Hendrick Motorsports stated that it would not appeal the penalty. Corey LaJoie will drive the No. 9 car for Hendrick Motorsports this weekend at World Wide Technology Raceway. Carson Hocevar will drive LaJoie’s car this weekend.

Hendrick Motorsports also stated that it would submit a waiver request for Elliott to remain eligible for the playoffs. Sawyer said on SiriusXM NASCAR Radio that “I don’t see any reason at this point in time why wouldn’t (grant the waiver) when that request comes across our desk.”

This weekend will mark the seventh race in the first 15 that Elliott will have missed. He missed six races after breaking his leg in a snowboarding accident in early March. Elliott, who is winless this season, is 29th in points.

Elliott and Hamlin got together shortly before the halfway mark in Monday’s race at Charlotte Motor Speedway.

As they ran together, Hamlin forced Elliott toward the wall. Elliott’s car slapped the wall. Elliott then made contact with the right rear of Hamlin’s car, sending Hamlin into the wall.

“I got right-rear hooked in the middle of the straightway,” Hamlin said after the incident. “Yes, it was a tantrum. He shouldn’t be racing next week. Right-rear hooks are absolutely unacceptable. He shouldn’t be racing.”

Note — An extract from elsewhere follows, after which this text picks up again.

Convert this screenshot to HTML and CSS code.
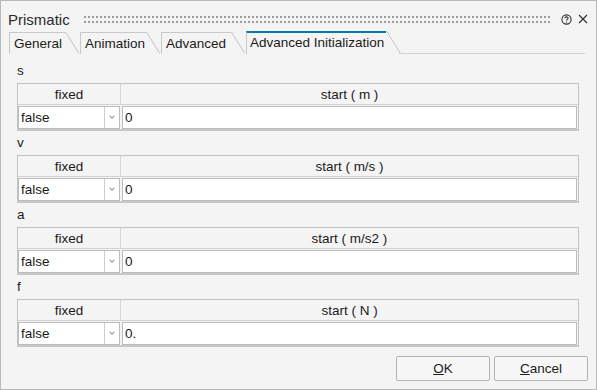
FILE: index.html
```html
<!DOCTYPE html>
<html lang="en">
<head>
    <meta charset="UTF-8">
    <meta name="viewport" content="width=device-width, initial-scale=1.0">
    <title>Prismatic</title>
    <link rel="stylesheet" href="styles.css">
</head>
<body>
    <div class="window">
        <div class="titlebar">
            <span class="title">Prismatic</span>
            <span class="grip"></span>
            <svg class="help" width="11" height="11" viewBox="0 0 11 11">
                <circle cx="5.5" cy="5.5" r="4.6" fill="none" stroke="#333" stroke-width="1.1"/>
                <path d="M3.9 4.3 C3.9 2.4 7.1 2.4 7.1 4.2 C7.1 5.3 5.5 5.4 5.5 6.6" fill="none" stroke="#333" stroke-width="1.1"/>
                <circle cx="5.5" cy="8.1" r="0.7" fill="#333"/>
            </svg>
            <svg class="close" width="10" height="10" viewBox="0 0 10 10">
                <path d="M1 1 L9 9 M9 1 L1 9" stroke="#333" stroke-width="1.2"/>
            </svg>
        </div>

        <div class="tabs">
            <div class="tab tab-general">General</div>
            <div class="tab tab-animation">Animation</div>
            <div class="tab tab-advanced">Advanced</div>
            <div class="tab tab-init active">Advanced Initialization</div>
            <div class="tab-line"></div>
        </div>

        <div class="content">
            <div class="section">
                <div class="label">s</div>
                <div class="grid">
                    <div class="head head-fixed">fixed</div>
                    <div class="head">start ( m )</div>
                    <div class="cell"><div class="select"><span class="value">false</span><span class="arrow"></span></div></div>
                    <div class="cell"><div class="input">0</div></div>
                </div>
            </div>
            <div class="section">
                <div class="label">v</div>
                <div class="grid">
                    <div class="head head-fixed">fixed</div>
                    <div class="head">start ( m/s )</div>
                    <div class="cell"><div class="select"><span class="value">false</span><span class="arrow"></span></div></div>
                    <div class="cell"><div class="input">0</div></div>
                </div>
            </div>
            <div class="section">
                <div class="label">a</div>
                <div class="grid">
                    <div class="head head-fixed">fixed</div>
                    <div class="head">start ( m/s2 )</div>
                    <div class="cell"><div class="select"><span class="value">false</span><span class="arrow"></span></div></div>
                    <div class="cell"><div class="input">0</div></div>
                </div>
            </div>
            <div class="section">
                <div class="label">f</div>
                <div class="grid">
                    <div class="head head-fixed">fixed</div>
                    <div class="head">start ( N )</div>
                    <div class="cell"><div class="select"><span class="value">false</span><span class="arrow"></span></div></div>
                    <div class="cell"><div class="input">0.</div></div>
                </div>
            </div>
        </div>

        <div class="footer">
            <button class="btn"><u>O</u>K</button>
            <button class="btn"><u>C</u>ancel</button>
        </div>
    </div>
</body>
</html>
```

FILE: styles.css
```css
* {
    box-sizing: border-box;
    margin: 0;
    padding: 0;
}

body {
    font-family: 'Liberation Sans', Arial, sans-serif;
    font-size: 13.5px;
    color: #1b1b1b;
    background: #f4f4f4;
}

.window {
    width: 597px;
    height: 390px;
    border: 1px solid #b9b9b9;
    background: #f4f4f4;
    display: flex;
    flex-direction: column;
}

/* barre de titre */
.titlebar {
    height: 30px;
    display: flex;
    align-items: center;
    padding: 0 8px 0 7px;
}

.title {
    font-size: 15px;
    color: #2a2a2a;
    margin-top: 6px;
}

.grip {
    flex: 1;
    height: 7px;
    margin: 6px 11px 0 14px;
    background-image: radial-gradient(circle at 1px 1px, #9c9c9c 1px, transparent 1.3px);
    background-size: 4px 5px;
}

.help {
    margin-top: 6px;
}

.close {
    margin: 6px 0 0 6px;
}

/* onglets */
.tabs {
    display: flex;
    height: 23px;
    padding-left: 8px;
}

.tab {
    position: relative;
    height: 22px;
    margin-top: 1px;
    border-left: 1px solid #c9c9c9;
    border-top: 1px solid #c9c9c9;
    padding-left: 4px;
    line-height: 21px;
    white-space: nowrap;
    margin-right: 15px;
}

.tab::after {
    content: '';
    position: absolute;
    top: -1px;
    right: -1px;
    width: 1px;
    height: 25px;
    background: #c9c9c9;
    transform-origin: top;
    transform: rotate(-32deg);
}

.tab-general { width: 56px; }
.tab-animation { width: 66px; }
.tab-advanced { width: 70px; }

.tab-init {
    width: 140px;
    margin-top: 0;
    height: 23px;
    border-top: 2px solid #0a78a8;
    padding-left: 3px;
    line-height: 20px;
    margin-right: 0;
}

.tab-init::after {
    top: -2px;
    height: 26px;
}

.tab-line {
    flex: 1;
    margin: 0 11px 0 13px;
    border-bottom: 1px solid #d2d2d2;
}

/* contenu */
.content {
    padding: 9px 17px 0 16px;
    display: flex;
    flex-direction: column;
    gap: 4px;
}

.label {
    height: 20px;
    line-height: 16px;
}

.grid {
    display: grid;
    grid-template-columns: 103px 1fr;
    border: 1px solid #c2c2c2;
    border-bottom: 2px solid #c8c8c8;
    height: 48px;
}

.head {
    height: 21px;
    line-height: 21px;
    text-align: center;
    border-bottom: 1px solid #d2d2d2;
}

.head-fixed {
    border-right: 1px solid #d6d6d6;
}

.cell {
    padding: 1px 1px 0 0;
    height: 24px;
}

.cell + .cell {
    padding-left: 1px;
}

.select,
.input {
    height: 23px;
    background: #fff;
    border: 1px solid #bcbcbc;
    display: flex;
    align-items: center;
}

.value {
    flex: 1;
    padding-left: 2px;
}

.arrow {
    width: 15px;
    height: 100%;
    border-left: 1px solid #cfcfcf;
    position: relative;
}

.arrow::after {
    content: '';
    position: absolute;
    left: 5px;
    top: 7px;
    width: 3px;
    height: 3px;
    border-right: 1.5px solid #9a9a9a;
    border-bottom: 1.5px solid #9a9a9a;
    transform: rotate(45deg);
}

.input {
    padding-left: 2px;
}

/* boutons */
.footer {
    margin-top: auto;
    display: flex;
    justify-content: flex-end;
    gap: 4px;
    padding: 0 8px 8px 0;
}

.btn {
    width: 94px;
    height: 25px;
    font-family: 'Liberation Sans', Arial, sans-serif;
    font-size: 13.5px;
    color: #1b1b1b;
    background: #f7f7f7;
    border: 1px solid #b3b3b3;
    border-radius: 2px;
}
```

Said Sawyer on SiriusXM NASCAR Radio: “In the heat of the battle, things happen, but they have to learn to react in a different way. … Our drivers need to understand that you have to handle that in a completely different way than hooking someone in the right rear and putting them in harm’s way, not only with just a major head-on collision like Denny had, but also other competitors.”

Sawyer also said on SiriusXM NASCAR Radio that “nothing gave us the indication that on that particular contact with the fourth-turn wall … that anything was broke” on Elliott’s car and could have caused him to come down and hit Hamlin’s car in the right rear.

NASCAR also announced that Scott Brzozowski and Adam Lewis, crew members on Michael McDowell‘s team, had each been suspended two races after McDowell’s car lost a tire in Monday’s race.